As for Bark! The Musical. This ain’t Cats folks. Cats are complex creatures, with quirks and oddities that inspire, well, poets. Dogs are simpler: give them love, attention, play with them, and for the most part, they’ll love you back unconditionally. The musical is equally simple: a series of songs sung from the dog’s point of view about their lives. The characters in the show represent a mix of dog types: King, an older dog whose boy has gone off to college; Boo, a scruffy dog owned by a family; Chanel, a poodle owned by a gay couple; Golde, a pampered dog owned by a Jewish couple, Sam, a mutt, and Rocks, a puppy. The songs aren’t particularly deep (c’mon, they sing about wizzing on cats!), but they are entertaining and enjoyable. A few of them are particularly moving. All in all, it makes for an enjoyable night out that doesn’t require a lot of thinking. In particular, given the events of the recent weeks, it gives a night out where you don’t need to think about politics (although there are a few folks I’d love to take a wiz on).

Under the direction of Susan Stangl (FB) with choreography by Heidi Dotson (FB), the actors do a reasonable job of capturing dog mannerisms — the excitement, the scratching, the nervousness, and so forth. But unlike the productions for their larger feline siblings, the mannerisms only went so far. You knew these actors as their characters, but they didn’t become dogs. I think a bit more imagination and creativity might have been required to create that illusion, including a stronger use of perspective in the set design, more ecovative costume direction, and such. But then again, this is community theatre with community theatre resources — so for what they had, they did well. The director did build a good chemistry within the team, and the dance worked will with the skill of the performers.

Of the six “dogs”, I really liked three of them. Two others were a close second, and the last was promising but needed to grow into his feet. In the favorite’s positions were Julie Hinton (FB) [Chanel]; Greg Abbott (FB) [King]; and Elena Coleman (FB) [Boo]. Hinton was extremely strong, with a truly remarkable singing voice, and a playfulness and personality that shined through her performance. She was really strong in her solo number, “‘Il Cane Dell’ Opera”, but was equally fun in numbers like “Siren Symphony” and “Three Bitches”. Abbott also brought a remarkable personality and a strong voice to his numbers, really capturing his character well. This was most noticeable in “A Grassy Field”, but also in his number about “Lassie”. I just really enjoyed watching him (and I kept wondering if he was the same Greg Abbott that went to Pali in the 1976-1977 time period). Lastly, there was Coleman’s Boo, who was not only really cute, but brought that cuteness to her personality and character. She also had a strong voice and strong acting skills, which she demonstrated  in numbers such as “Guarding Janie” and “Life Should Be Simple”.

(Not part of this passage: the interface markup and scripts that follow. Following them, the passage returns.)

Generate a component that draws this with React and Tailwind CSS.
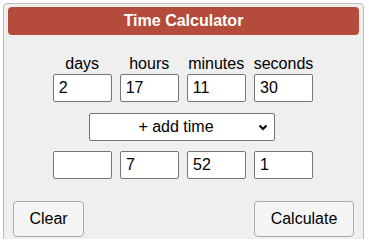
const rowOne = [
  { label: "days", value: "2" },
  { label: "hours", value: "17" },
  { label: "minutes", value: "11" },
  { label: "seconds", value: "30" },
];

const rowTwo = ["", "7", "52", "1"];

const Field = ({ value }) => (
  <input
    type="text"
    defaultValue={value}
    className="w-[59px] h-[28px] border border-[#767676] rounded-[2px] bg-white px-[5px] text-[16px] text-black outline-none"
  />
);

const App = () => {
  return (
    <div className="w-[369px] h-[239px] overflow-hidden bg-white pt-[3px] pl-[3px] font-['Liberation_Sans',Arial,sans-serif]">
      <div className="w-[361px] h-[260px] border border-[#bcbcbc] rounded-t-[4px] bg-[#efefef] px-[4px] pt-[3px]">
        <div className="h-[28px] rounded-[4px] bg-[#b54b3a] flex items-center justify-center text-white font-bold text-[16px]">
          Time Calculator
        </div>

        <div className="mt-[20px] flex justify-center gap-[8px] pr-[1px]">
          {rowOne.map((f) => (
            <div key={f.label} className="flex flex-col items-center">
              <span className="text-[16px] leading-[18px] text-black whitespace-nowrap">
                {f.label}
              </span>
              <div className="mt-[1px]">
                <Field value={f.value} />
              </div>
            </div>
          ))}
        </div>

        <div className="mt-[11px] flex justify-center pr-[3px]">
          <div className="relative w-[186px] h-[28px]">
            <select className="appearance-none w-full h-full border border-[#767676] rounded-[2px] bg-white text-[16px] text-black text-center pr-[12px] outline-none">
              <option>+ add time</option>
              <option>- subtract time</option>
            </select>
            <svg
              className="absolute right-[7px] top-[11px] pointer-events-none"
              width="10"
              height="7"
              viewBox="0 0 10 7"
            >
              <path d="M1.5 1.5 L5 5 L8.5 1.5" fill="none" stroke="#000" strokeWidth="2" />
            </svg>
          </div>
        </div>

        <div className="mt-[10px] flex justify-center gap-[8px] pr-[1px]">
          {rowTwo.map((v, i) => (
            <Field key={i} value={v} />
          ))}
        </div>

        <div className="mt-[22px] flex justify-between pl-[5px] pr-[5px]">
          <button className="w-[71px] h-[36px] border border-[#ababab] rounded-[4px] bg-[#f5f5f5] text-[16px] text-black">
            Clear
          </button>
          <button className="w-[100px] h-[36px] border border-[#ababab] rounded-[4px] bg-[#f5f5f5] text-[16px] text-black">
            Calculate
          </button>
        </div>
      </div>
    </div>
  );
};

export default App;
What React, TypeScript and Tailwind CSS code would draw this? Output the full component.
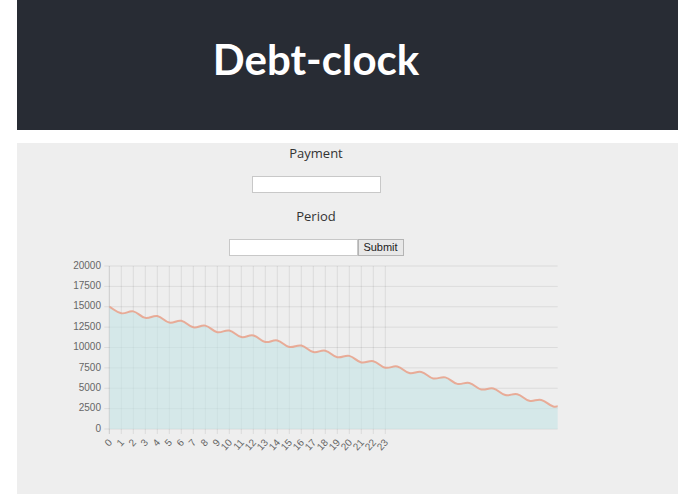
import React from "react";

const X0 = 109.3;
const STEP = 12;
const LEFT = 109.3;
const RIGHT = 557.7;
const BOTTOM = 429;
const TOP = 266;

const xAt = (i: number) => X0 + STEP * i;
const yAt = (v: number) => BOTTOM - (v * (BOTTOM - TOP)) / 20000;

// balance goes down a bit each payment, with a little interest in between
const values = Array.from({ length: 40 }, (_, i) => {
  const k = Math.floor(i / 2);
  let v = 15000 - 563 * k - 4 * k * k;
  if (i % 2) v -= 800;
  return v;
});

type Pt = { x: number; y: number };

const points: Pt[] = values.map((v, i) => ({ x: xAt(i), y: yAt(v) }));

// same curve maths as chart.js (tension 0.4)
function controls(prev: Pt, cur: Pt, next: Pt, t = 0.4) {
  const d01 = Math.hypot(cur.x - prev.x, cur.y - prev.y);
  const d12 = Math.hypot(next.x - cur.x, next.y - cur.y);
  const sum = d01 + d12 || 1;
  const fa = (t * d01) / sum;
  const fb = (t * d12) / sum;
  return {
    prev: { x: cur.x - fa * (next.x - prev.x), y: cur.y - fa * (next.y - prev.y) },
    next: { x: cur.x + fb * (next.x - prev.x), y: cur.y + fb * (next.y - prev.y) },
  };
}

function linePath(pts: Pt[]) {
  const cps = pts.map((p, i) =>
    controls(pts[i - 1] || p, p, pts[i + 1] || p)
  );
  let d = `M${pts[0].x},${pts[0].y}`;
  for (let i = 1; i < pts.length; i++) {
    const a = cps[i - 1].next;
    const b = cps[i].prev;
    d += ` C${a.x},${a.y} ${b.x},${b.y} ${pts[i].x},${pts[i].y}`;
  }
  return d;
}

const line = linePath(points);
const area = `${line} L${points[points.length - 1].x},${BOTTOM} L${points[0].x},${BOTTOM} Z`;

const yTicks = [0, 2500, 5000, 7500, 10000, 12500, 15000, 17500, 20000];
const xLabels = Array.from({ length: 24 }, (_, i) => i);

const DebtChart = () => (
  <svg
    width={598}
    height={200}
    viewBox="17 258 598 200"
    className="block"
    style={{ fontFamily: "'Liberation Sans', Arial, sans-serif" }}
  >
    <defs>
      <clipPath id="area">
        <rect x={LEFT} y={TOP - 10} width={RIGHT - LEFT} height={BOTTOM - TOP + 10} />
      </clipPath>
    </defs>

    {yTicks.map((v) => (
      <g key={v}>
        <line
          x1={104.3}
          x2={RIGHT}
          y1={yAt(v)}
          y2={yAt(v)}
          stroke="rgba(0,0,0,0.08)"
          strokeWidth={1}
        />
        <text x={101} y={yAt(v)} textAnchor="end" dominantBaseline="middle" fontSize={10} fill="#666">
          {v}
        </text>
      </g>
    ))}

    {xLabels.map((i) => (
      <g key={i}>
        <line
          x1={xAt(i)}
          x2={xAt(i)}
          y1={TOP}
          y2={434}
          stroke={i === 0 ? "rgba(0,0,0,0.15)" : "rgba(0,0,0,0.08)"}
          strokeWidth={1}
        />
        <text
          x={xAt(i) + 1.5}
          y={441}
          textAnchor="end"
          dominantBaseline="middle"
          fontSize={10}
          fill="#666"
          transform={`rotate(-48 ${xAt(i) + 1.5} 441)`}
        >
          {i}
        </text>
      </g>
    ))}

    <g clipPath="url(#area)">
      <path d={area} fill="rgba(196,229,230,0.6)" />
      <path d={line} fill="none" stroke="#e9a088" strokeOpacity={0.85} strokeWidth={2} />
    </g>
  </svg>
);

export default function App() {
  return (
    <div className="min-h-screen bg-white font-['Open_Sans','Noto_Sans',sans-serif]">
      <header className="mx-[17px] h-[130px] bg-[#282c34] pt-[38px]">
        <div className="w-[598px] text-center">
          <h1 className="font-['Lato',sans-serif] text-[42px] font-bold leading-none text-white">
            Debt-clock
          </h1>
        </div>
      </header>

      <main className="mx-[17px] mt-[13px] h-[351px] bg-[#eeeeee]">
        <div className="flex w-[598px] flex-col items-center">
          <p className="mt-[1px] text-[13px] leading-[18px] text-[#333]">Payment</p>
          <input
            type="text"
            className="mt-[14px] h-[17px] w-[129px] border border-[#c8c8c8] bg-white"
          />
          <p className="mt-[14px] text-[13px] leading-[18px] text-[#333]">Period</p>
          <div className="mt-[14px] flex">
            <input
              type="text"
              className="h-[17px] w-[129px] border border-[#c8c8c8] bg-white"
            />
            <button
              type="button"
              className="h-[17px] w-[46px] border border-[#b4b4b4] bg-[#e8e8e8] font-['Liberation_Sans',Arial,sans-serif] text-[11px] leading-none text-[#222]"
            >
              Submit
            </button>
          </div>
          <div className="mt-[2px]">
            <DebtChart />
          </div>
        </div>
      </main>
    </div>
  );
}
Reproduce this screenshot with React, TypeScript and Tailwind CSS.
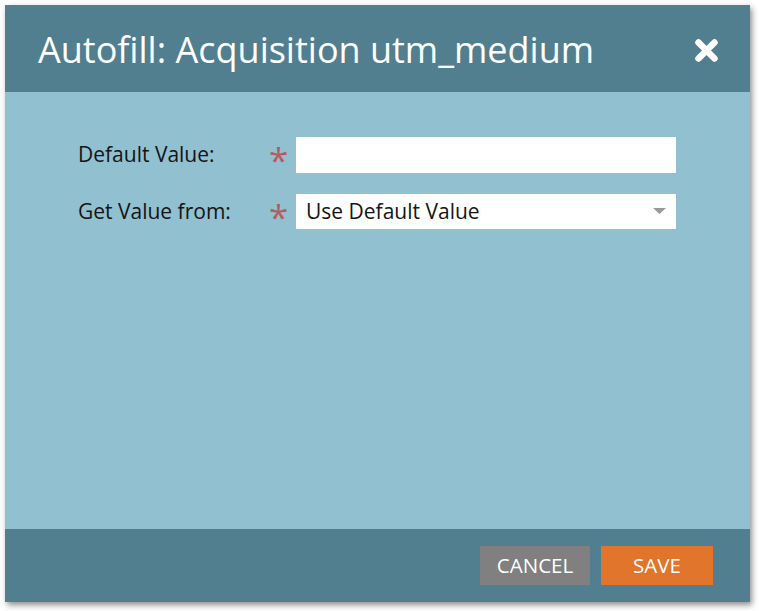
const App = () => {
  return (
    <div className="w-[759px] h-[611px] bg-white p-[5px] font-['Open_Sans',sans-serif]">
      <div className="w-[745px] h-[597px] flex flex-col shadow-[2px_3px_6px_rgba(0,0,0,0.45)]">
        {/* header */}
        <div className="h-[87px] bg-[#517f8f] flex items-center justify-between pl-[33px] pr-[31px]">
          <h1 className="text-white text-[36px] leading-none mt-[2px]">Autofill: Acquisition utm_medium</h1>
          <svg width="25" height="25" viewBox="0 0 25 25" className="mt-[4px]">
            <path d="M4.5 4.5 L20.5 20.5 M20.5 4.5 L4.5 20.5" stroke="white" strokeWidth="6.5" strokeLinecap="round" />
          </svg>
        </div>

        {/* body */}
        <div className="flex-1 bg-[#91c0d0] pt-[45px] pl-[73px]">
          <div className="flex flex-col gap-[21px]">
            <div className="flex items-center h-[36px]">
              <label className="w-[191px] text-[21px] text-[#141414]">Default Value:</label>
              <span className="w-[27px] self-start text-[#b85a5e] text-[35px] leading-none pt-[5px]">*</span>
              <input className="w-[380px] h-[36px] bg-white outline-none px-[10px] text-[21px]" />
            </div>
            <div className="flex items-center h-[35px]">
              <label className="w-[191px] text-[21px] text-[#141414]">Get Value from:</label>
              <span className="w-[27px] self-start text-[#b85a5e] text-[35px] leading-none pt-[5px]">*</span>
              <div className="w-[380px] h-[35px] bg-white flex items-center justify-between pl-[10px] pr-[10px]">
                <span className="text-[21px] text-[#141414]">Use Default Value</span>
                <svg width="13" height="7" viewBox="0 0 13 7">
                  <path d="M0 0 H13 L6.5 6 Z" fill="#999" />
                </svg>
              </div>
            </div>
          </div>
        </div>

        {/* footer */}
        <div className="h-[73px] bg-[#517f8f] flex items-center justify-end gap-[11px] pr-[37px]">
          <button className="w-[110px] h-[39px] bg-[#808080] text-white text-[20.5px]">CANCEL</button>
          <button className="w-[112px] h-[39px] bg-[#e0752b] text-white text-[20.5px]">SAVE</button>
        </div>
      </div>
    </div>
  );
};

export default App;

In the second tier, down just a notch, were Marina Tidwell (FB) [Goldie] and Peter Miller (FB) [Sam]. Both were just a bit weaker on the singing side, but really strong on the acting side. Tidwell was a hoot in “Hey, You” and the “Howling numbers, and hilarious in “Cones” about the cone of shame. Miller’s Sam was fun in the background scene, and really really funny in the “M-U-T-T Rap” and “Seniorita La Pepita” numbers. The comic performances from both were just great.

In the third tier was the puppy of the group, Ben Fuligni (FB) [Rocks]. His performance was not bad, but truly a case of “growing into his feet”. This young man clearly has talent, and embodied the puppy personality and enthusiasm well. He simply needs a bit more experience and training and time, so when contrasted with the others in the cast — it showed. I look forward to seeing him in more local production as his experience grows.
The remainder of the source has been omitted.